# Exercise
Every line below that contains "this" is to be copied.

# Dataset excerpts
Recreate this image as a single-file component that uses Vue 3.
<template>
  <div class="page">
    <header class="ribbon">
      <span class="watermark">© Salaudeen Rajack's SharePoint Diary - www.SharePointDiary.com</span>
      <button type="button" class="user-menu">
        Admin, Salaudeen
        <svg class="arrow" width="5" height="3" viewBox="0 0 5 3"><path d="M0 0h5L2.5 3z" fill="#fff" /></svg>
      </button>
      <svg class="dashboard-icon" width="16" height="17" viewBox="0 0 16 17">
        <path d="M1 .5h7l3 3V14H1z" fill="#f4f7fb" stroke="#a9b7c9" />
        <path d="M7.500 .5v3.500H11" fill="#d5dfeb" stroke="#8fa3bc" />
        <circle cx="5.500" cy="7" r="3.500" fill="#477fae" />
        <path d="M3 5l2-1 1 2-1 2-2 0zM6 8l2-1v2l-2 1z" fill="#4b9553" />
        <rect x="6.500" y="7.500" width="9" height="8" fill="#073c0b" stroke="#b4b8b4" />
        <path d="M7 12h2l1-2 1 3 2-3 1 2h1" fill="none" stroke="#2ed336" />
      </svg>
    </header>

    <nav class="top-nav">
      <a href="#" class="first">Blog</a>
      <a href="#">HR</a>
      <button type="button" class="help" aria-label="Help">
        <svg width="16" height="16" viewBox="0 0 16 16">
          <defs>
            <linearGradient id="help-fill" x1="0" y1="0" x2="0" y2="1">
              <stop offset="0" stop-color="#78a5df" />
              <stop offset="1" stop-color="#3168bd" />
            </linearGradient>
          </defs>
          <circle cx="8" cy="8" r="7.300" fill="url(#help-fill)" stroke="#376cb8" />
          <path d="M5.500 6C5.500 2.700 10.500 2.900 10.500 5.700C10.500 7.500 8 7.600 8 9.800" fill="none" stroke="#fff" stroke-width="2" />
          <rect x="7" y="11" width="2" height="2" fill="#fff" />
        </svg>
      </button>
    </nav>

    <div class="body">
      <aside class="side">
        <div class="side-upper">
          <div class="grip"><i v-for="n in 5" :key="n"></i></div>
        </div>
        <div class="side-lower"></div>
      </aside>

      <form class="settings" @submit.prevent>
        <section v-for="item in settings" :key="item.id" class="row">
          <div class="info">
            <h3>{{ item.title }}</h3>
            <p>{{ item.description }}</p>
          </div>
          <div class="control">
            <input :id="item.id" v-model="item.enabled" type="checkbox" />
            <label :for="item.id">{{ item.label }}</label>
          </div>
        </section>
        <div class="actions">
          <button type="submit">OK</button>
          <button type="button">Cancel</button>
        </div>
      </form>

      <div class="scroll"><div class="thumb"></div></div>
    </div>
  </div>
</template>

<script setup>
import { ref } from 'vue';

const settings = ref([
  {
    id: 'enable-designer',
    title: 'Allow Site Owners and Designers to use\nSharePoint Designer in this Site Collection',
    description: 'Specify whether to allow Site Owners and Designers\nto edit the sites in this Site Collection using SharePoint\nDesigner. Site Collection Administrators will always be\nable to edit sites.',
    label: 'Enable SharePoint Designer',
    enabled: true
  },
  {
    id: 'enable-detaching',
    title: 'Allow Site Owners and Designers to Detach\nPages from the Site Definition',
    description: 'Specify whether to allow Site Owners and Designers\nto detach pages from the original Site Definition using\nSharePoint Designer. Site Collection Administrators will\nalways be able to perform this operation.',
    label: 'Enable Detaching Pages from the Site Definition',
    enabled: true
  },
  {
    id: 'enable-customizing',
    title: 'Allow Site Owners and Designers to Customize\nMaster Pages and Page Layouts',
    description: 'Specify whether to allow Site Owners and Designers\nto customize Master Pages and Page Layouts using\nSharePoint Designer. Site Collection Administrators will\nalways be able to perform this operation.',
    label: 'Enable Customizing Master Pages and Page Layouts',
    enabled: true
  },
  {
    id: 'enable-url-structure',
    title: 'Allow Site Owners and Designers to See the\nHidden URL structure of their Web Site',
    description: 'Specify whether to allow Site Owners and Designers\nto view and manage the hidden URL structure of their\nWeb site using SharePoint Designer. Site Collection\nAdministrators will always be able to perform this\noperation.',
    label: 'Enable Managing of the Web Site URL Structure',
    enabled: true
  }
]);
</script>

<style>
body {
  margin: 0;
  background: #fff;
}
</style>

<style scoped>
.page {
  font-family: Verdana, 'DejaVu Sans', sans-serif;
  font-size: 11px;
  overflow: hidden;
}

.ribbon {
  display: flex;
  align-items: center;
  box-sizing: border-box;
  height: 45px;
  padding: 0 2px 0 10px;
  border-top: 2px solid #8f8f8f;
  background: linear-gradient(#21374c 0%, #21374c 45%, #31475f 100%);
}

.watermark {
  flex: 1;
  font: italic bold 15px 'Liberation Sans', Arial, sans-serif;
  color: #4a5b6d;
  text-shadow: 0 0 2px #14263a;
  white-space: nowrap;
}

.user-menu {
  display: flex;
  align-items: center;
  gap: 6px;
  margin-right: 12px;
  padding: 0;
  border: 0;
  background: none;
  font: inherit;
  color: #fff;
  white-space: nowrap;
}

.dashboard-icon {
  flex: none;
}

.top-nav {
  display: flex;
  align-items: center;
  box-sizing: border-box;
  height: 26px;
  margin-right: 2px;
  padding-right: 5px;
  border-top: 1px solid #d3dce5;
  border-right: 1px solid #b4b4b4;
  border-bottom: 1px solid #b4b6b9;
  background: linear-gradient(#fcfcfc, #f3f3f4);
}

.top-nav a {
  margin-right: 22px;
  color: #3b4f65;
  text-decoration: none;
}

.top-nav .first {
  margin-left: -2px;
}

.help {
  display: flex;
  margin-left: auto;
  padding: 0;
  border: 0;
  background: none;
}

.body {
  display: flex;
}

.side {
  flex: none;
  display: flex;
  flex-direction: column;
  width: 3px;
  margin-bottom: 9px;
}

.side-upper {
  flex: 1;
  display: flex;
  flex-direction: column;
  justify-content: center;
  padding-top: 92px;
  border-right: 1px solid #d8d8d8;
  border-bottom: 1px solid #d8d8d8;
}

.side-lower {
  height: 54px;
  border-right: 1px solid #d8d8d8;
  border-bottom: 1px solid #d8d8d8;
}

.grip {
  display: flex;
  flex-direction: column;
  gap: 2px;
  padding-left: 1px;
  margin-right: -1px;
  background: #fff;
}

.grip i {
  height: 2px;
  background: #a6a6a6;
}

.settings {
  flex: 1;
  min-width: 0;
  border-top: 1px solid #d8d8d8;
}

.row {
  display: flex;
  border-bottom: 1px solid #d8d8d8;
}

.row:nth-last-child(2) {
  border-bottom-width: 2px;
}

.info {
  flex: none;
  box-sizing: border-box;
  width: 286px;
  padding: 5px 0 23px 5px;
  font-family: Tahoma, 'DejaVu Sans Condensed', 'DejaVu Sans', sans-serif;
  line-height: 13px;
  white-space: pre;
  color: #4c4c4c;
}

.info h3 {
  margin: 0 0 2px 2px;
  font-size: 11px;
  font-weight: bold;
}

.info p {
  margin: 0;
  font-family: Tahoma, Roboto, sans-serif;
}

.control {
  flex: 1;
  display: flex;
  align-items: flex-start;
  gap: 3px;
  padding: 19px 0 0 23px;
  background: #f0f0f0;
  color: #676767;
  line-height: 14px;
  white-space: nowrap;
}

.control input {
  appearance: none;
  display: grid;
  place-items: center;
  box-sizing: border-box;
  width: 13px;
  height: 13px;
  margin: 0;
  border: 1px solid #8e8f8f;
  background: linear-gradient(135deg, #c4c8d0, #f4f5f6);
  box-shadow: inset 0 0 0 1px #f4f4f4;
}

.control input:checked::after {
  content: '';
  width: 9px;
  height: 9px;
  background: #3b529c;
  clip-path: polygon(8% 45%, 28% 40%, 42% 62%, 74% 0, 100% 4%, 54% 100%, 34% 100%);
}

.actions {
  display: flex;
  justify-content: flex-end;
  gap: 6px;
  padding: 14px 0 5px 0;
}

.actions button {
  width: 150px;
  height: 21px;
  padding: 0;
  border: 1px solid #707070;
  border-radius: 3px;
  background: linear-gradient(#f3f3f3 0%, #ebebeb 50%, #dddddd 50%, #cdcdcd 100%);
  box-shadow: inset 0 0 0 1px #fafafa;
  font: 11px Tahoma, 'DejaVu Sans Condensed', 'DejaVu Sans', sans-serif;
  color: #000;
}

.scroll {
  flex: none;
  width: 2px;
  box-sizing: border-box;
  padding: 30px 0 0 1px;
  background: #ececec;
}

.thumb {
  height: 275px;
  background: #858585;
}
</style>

==

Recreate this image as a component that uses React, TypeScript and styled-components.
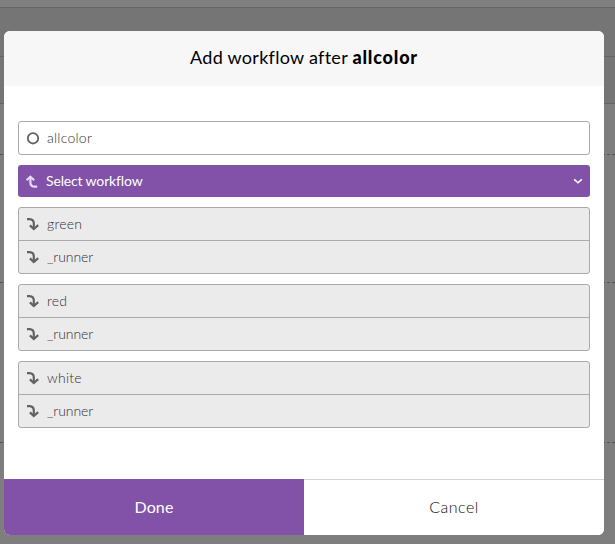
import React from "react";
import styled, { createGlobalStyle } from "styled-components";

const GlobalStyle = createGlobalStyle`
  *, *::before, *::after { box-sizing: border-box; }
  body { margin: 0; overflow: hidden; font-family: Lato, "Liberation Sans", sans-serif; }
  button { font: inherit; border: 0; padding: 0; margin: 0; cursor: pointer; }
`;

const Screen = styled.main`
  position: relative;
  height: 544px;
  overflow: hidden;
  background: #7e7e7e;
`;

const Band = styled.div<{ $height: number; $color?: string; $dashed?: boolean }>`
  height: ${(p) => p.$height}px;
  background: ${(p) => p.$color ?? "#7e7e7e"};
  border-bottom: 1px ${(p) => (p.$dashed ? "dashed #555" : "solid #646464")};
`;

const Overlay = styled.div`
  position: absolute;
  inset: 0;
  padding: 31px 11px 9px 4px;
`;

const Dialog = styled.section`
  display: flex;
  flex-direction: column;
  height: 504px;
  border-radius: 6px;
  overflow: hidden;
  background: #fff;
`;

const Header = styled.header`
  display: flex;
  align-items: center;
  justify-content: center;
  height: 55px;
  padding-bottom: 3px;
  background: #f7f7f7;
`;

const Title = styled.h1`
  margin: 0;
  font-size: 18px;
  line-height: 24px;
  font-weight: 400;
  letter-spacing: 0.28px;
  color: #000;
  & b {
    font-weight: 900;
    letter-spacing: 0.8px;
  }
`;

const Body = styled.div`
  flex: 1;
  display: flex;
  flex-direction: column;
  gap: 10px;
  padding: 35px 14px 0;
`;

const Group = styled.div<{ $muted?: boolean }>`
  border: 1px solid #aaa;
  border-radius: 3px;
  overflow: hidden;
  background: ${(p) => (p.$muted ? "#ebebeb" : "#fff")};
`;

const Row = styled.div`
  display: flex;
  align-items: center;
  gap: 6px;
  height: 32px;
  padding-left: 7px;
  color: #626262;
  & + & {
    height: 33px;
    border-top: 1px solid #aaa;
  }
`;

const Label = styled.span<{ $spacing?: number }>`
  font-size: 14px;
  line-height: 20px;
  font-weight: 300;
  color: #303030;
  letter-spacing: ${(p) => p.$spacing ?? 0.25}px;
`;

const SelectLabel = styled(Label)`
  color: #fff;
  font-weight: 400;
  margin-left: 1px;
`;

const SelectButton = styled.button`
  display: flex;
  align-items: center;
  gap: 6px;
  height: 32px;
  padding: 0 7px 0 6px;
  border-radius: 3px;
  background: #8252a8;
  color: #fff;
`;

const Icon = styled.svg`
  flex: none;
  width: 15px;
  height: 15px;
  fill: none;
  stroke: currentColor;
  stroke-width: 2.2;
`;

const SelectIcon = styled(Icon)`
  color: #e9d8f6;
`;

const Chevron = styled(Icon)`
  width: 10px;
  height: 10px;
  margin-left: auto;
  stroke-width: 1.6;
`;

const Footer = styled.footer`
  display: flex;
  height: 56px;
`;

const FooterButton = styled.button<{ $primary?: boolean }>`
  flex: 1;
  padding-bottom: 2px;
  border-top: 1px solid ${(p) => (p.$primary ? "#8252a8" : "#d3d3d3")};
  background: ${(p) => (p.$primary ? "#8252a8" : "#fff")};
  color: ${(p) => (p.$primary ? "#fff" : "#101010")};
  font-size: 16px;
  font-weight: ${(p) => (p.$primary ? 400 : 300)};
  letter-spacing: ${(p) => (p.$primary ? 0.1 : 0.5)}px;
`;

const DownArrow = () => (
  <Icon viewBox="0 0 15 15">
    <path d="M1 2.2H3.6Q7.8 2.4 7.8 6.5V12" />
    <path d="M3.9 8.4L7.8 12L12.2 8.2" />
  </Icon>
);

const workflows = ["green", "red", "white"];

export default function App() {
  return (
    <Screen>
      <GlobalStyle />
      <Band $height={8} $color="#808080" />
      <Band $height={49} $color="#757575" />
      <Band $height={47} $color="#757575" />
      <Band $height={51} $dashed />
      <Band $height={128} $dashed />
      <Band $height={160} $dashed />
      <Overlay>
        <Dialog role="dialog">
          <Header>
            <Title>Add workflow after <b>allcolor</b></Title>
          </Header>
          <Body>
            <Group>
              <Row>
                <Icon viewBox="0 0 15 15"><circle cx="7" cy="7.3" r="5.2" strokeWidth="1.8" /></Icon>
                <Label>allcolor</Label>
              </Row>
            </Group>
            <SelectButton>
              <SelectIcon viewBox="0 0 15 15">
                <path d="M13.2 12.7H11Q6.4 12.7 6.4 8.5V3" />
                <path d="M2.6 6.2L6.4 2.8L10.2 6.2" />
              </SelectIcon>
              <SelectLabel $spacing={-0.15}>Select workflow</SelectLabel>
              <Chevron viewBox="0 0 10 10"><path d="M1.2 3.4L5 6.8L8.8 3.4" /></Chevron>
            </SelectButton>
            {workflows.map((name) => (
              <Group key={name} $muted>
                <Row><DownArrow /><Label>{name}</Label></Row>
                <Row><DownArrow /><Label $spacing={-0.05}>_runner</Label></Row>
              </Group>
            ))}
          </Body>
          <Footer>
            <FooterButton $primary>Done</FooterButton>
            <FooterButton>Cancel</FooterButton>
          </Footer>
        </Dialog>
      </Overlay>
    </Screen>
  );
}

# The output
Recreate this image as a single-file component that uses Vue 3.
    title: 'Allow Site Owners and Designers to use\nSharePoint Designer in this Site Collection',
    description: 'Specify whether to allow Site Owners and Designers\nto edit the sites in this Site Collection using SharePoint\nDesigner. Site Collection Administrators will always be\nable to edit sites.',
    description: 'Specify whether to allow Site Owners and Designers\nto detach pages from the original Site Definition using\nSharePoint Designer. Site Collection Administrators will\nalways be able to perform this operation.',
    description: 'Specify whether to allow Site Owners and Designers\nto customize Master Pages and Page Layouts using\nSharePoint Designer. Site Collection Administrators will\nalways be able to perform this operation.',
    description: 'Specify whether to allow Site Owners and Designers\nto view and manage the hidden URL structure of their\nWeb site using SharePoint Designer. Site Collection\nAdministrators will always be able to perform this\noperation.',
Recreate this image as a component that uses React, TypeScript and styled-components.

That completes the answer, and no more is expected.